Saturday was a good day, a motivated day.  I knew the weather was going to be nice in the morning and turn to rain by the afternoon, so I got up early and headed up the pass to get in some hiking.  I walked the Rattlesnake Ledge trail up by North Bend.  The trail is just about four miles round trip, with a decent amount of elevation.  For someone as out of shape as I am it was more than a little challenging.  It was worth it though.  The woods were quiet, the mountains beautiful, and the weather absolutely perfect.  It was basically a two hour long moving meditation and it was wonderful.  It was nice to let my mind come down from the buzz of constant though and just settle into my body and the present moment.

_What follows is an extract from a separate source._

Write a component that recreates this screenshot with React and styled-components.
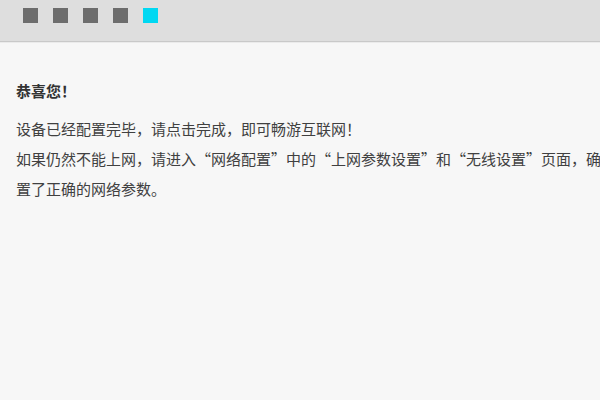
import React from 'react';
import styled, { createGlobalStyle } from 'styled-components';

const GlobalStyle = createGlobalStyle`
  html, body {
    margin: 0;
    padding: 0;
    width: 600px;
    height: 400px;
    overflow: hidden;
    background: #f7f7f7;
  }
`;

const Page = styled.div`
  width: 600px;
  height: 400px;
  overflow: hidden;
  background: #f7f7f7;
  font-family: "Noto Sans CJK SC", "Liberation Sans", sans-serif;
  color: #404040;
`;

const StepBar = styled.div`
  height: 42px;
  background: #dedede;
  border-bottom: 1px solid #c9c9c9;
  box-shadow: 0 1px 0 #ebebeb;
  display: flex;
  align-items: flex-start;
  gap: 15px;
  padding: 8px 0 0 23px;
  box-sizing: border-box;
`;

const Step = styled.span`
  width: 15px;
  height: 15px;
  background: ${props => (props.active ? '#00d8f2' : '#6d6d6d')};
`;

const Content = styled.div`
  width: 615px;
  padding: 34px 0 0 16px;
`;

const Title = styled.h3`
  margin: 0 0 8px;
  font-size: 15px;
  line-height: 30px;
  font-weight: 700;
  color: #333;
`;

const Text = styled.p`
  margin: 0;
  font-size: 15px;
  line-height: 30px;
`;

const steps = [false, false, false, false, true];

const App = () => (
  <>
    <GlobalStyle />
    <Page>
      <StepBar>
        {steps.map((active, i) => (
          <Step key={i} active={active} />
        ))}
      </StepBar>
      <Content>
        <Title>恭喜您！</Title>
        <Text>设备已经配置完毕，请点击完成，即可畅游互联网！</Text>
        <Text>
          如果仍然不能上网，请进入“网络配置”中的“上网参数设置”和“无线设置”页面，确认设置了正确的网络参数。
        </Text>
      </Content>
    </Page>
  </>
);

export default App;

Unfortunately, once I got home the rain started up again and my moment was washed away.  This morning I woke up to icy feet and thick fog.  It’s putting my right back into my winter/introspective mode and out of my spring/action mode.  I love Seattle and all its rain, but the dark is even starting to get me down.  The sun is supposed to come out tomorrow and it really better.  I’m hoping that some sunshine will wake me back out of these doldrums.

I’m teaching a workshop tomorrow at Eastwest Books in Roosevelt and I’d better be energized by then.  If not, I may have to resort to cupcakes to perk myself up.  The workshop will be an abridged version of my Common Magickal Pests class at the Grey School.  I’ll be talking about annoying/dangerous metaphysical creatures and how to get them to leave you alone.  It should be good fun.